Illinois AI Video Interview Act: Requires consent and bias audits for AI used in hiring video analysis. Compliance cost per employer: $15,000-$75,000 annually.
The regulatory divergence between states is creating a patchwork that many AI companies cite as the single biggest operational cost after compute. Companies operating nationally may need to maintain different AI configurations for different states — a compliance burden that favors large companies over startups.
What Smart AI Companies Are Doing
The most strategic AI companies are actively optimizing their state-level positioning:
Incorporating in Delaware, operating in Texas. Delaware's business-friendly courts combined with Texas's no-income-tax, low-regulation environment is the most common structure for AI startups with government ambitions.

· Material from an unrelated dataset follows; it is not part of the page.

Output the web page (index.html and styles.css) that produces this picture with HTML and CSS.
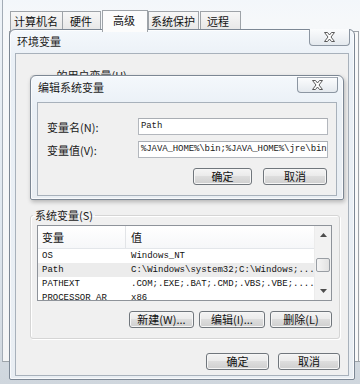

Establishing NOVA offices for federal work. Even companies headquartered elsewhere maintain Virginia offices to be close to federal procurement decision-makers. A Northern Virginia presence is almost mandatory for serious government contracting.
Hiring in lower-cost states. Remote work enables AI companies to hire engineers in Ohio, North Carolina, and Colorado at 20-30% lower compensation than California or New York, while maintaining headquarters in higher-profile locations.

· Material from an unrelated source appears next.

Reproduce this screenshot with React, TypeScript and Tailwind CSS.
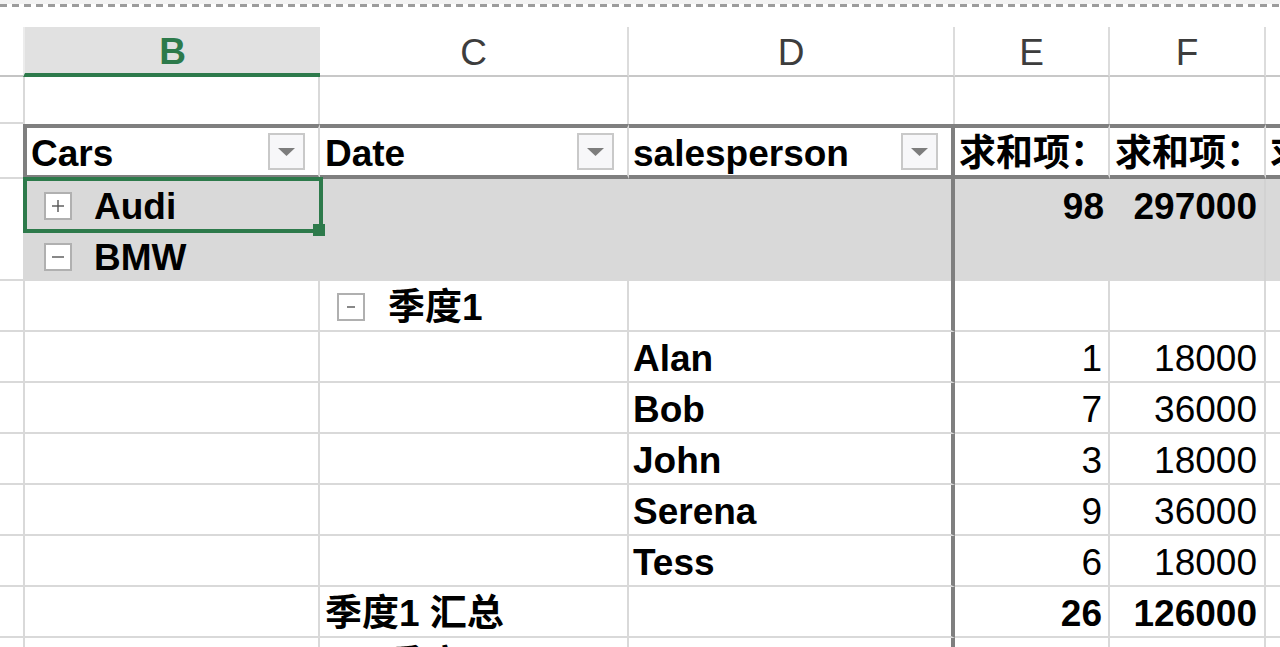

Targeting state contracts as practice. State and local government contracts have lower barriers to entry than federal contracts. Winning a $500K state AI contract creates past performance that strengthens federal bids.
The Bottom of the Funnel: Follow the Incentives
State-level AI spending is a $18 billion market growing 40%+ annually. The states spending the most aggressively are also creating the most economic value — California's AI sector generates $180 billion in annual economic output, while Texas's AI economy has grown from $22 billion to $48 billion in just three years.
For AI companies, the strategic calculus is straightforward: establish presence in states with the strongest incentives, build relationships with state procurement offices, and treat state contracts as stepping stones to the much larger federal market. The states writing the biggest checks today are building the AI economies that will dominate the next two decades.